Chitons have a distinctive armature of eight overlapping but separate aragonite shells that cover the dorsal body surface and protect the soft ventral foot underneath. The articulation of the shell series has been studied as optimizing strength in a flexible arrangement to accommodate locomotion. However, in all living species of chitons, these valves are not solid. The shells or valves are penetrated by a dense array of sensory pores. The aesthetes are a feature of fossil as well as living chiton species, and may represent a deep homology shared with other lophotrochozoans with shell pores.
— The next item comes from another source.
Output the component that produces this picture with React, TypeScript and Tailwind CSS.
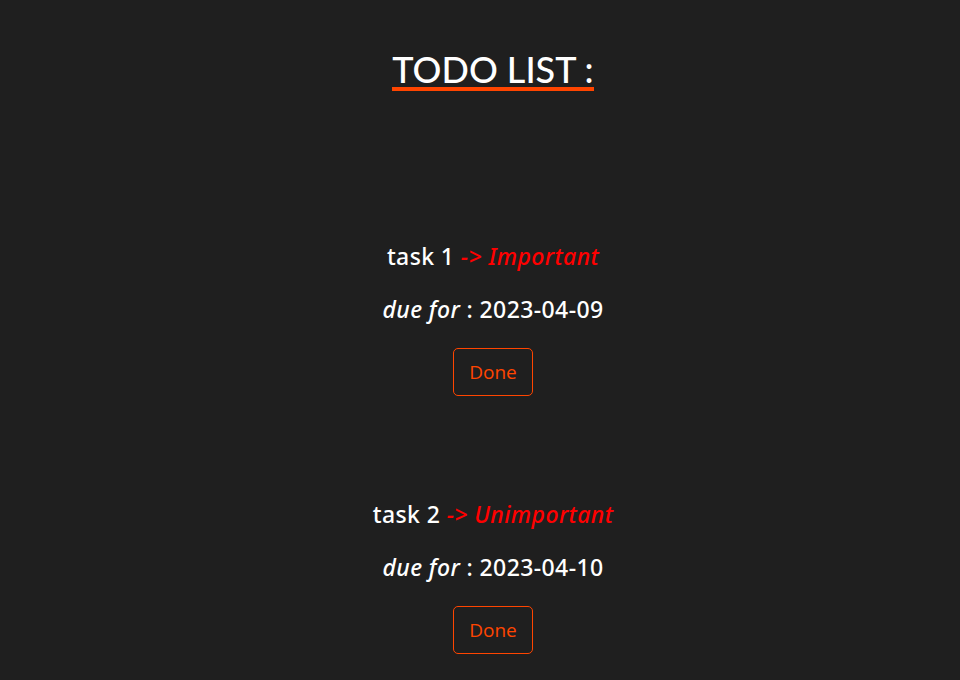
import React from "react";

const tasks = [
  { name: "task 1", label: "Important", due: "2023-04-09" },
  { name: "task 2", label: "Unimportant", due: "2023-04-10" },
];

export default function App() {
  return (
    <div className="min-h-[680px] w-full bg-[#1f1f1f] text-white flex flex-col items-center pl-[26px]" style={{ fontFamily: "Lato, 'Noto Sans', sans-serif" }}>
      <h1 className="mt-[50px] text-[36px] leading-[38px] font-medium">
        <span className="inline-block border-b-4 border-[#ff4500] leading-[35px]">TODO LIST :</span>
      </h1>
      <div className="mt-[150px] flex flex-col items-center gap-[103px]">
        {tasks.map((t) => (
          <div key={t.name} className="flex flex-col items-center">
            <p className="text-[23px] leading-[30px] font-medium tracking-[0.4px]" style={{ fontFamily: "'Noto Sans', sans-serif" }}>
              {t.name} <span className="text-[#ff0000] italic">-&gt; {t.label}</span>
            </p>
            <p className="mt-[23px] text-[23px] leading-[30px] font-medium tracking-[0.4px]" style={{ fontFamily: "'Noto Sans', sans-serif" }}>
              <span className="italic">due for</span> : {t.due}
            </p>
            <button className="mt-[24px] w-[80px] h-[48px] rounded-[5px] border border-[#ff4500] text-[#ff4500] text-[19px]" style={{ fontFamily: "'Open Sans', sans-serif" }}>
              Done
            </button>
          </div>
        ))}
      </div>
    </div>
  );
}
This PhD project will use advanced microscopy techniques, to visualise and to describe both (1) the aesthete sensory networks and the distribution of empty space within chiton valves and (2) the neural structures inside these pores, to understand the cell types involved and their likely function. The student will gain skills in a broad range of microscopy and anatomy techniques including X-Ray Microscopy (XRM), analysis of image data include 3D tomographic models, data management, statistical analysis and data visualisation, descriptive neuroanatomy, and phylogenetic analyses. Training will also be supported by the student undertaking an internship with CASE partner CarlZeiss. This research has important implications for sensory neurobiology (understanding how organisms sense and gain information about their environment), materials science (inspiring biomimetic innovation), and evolutionary biology.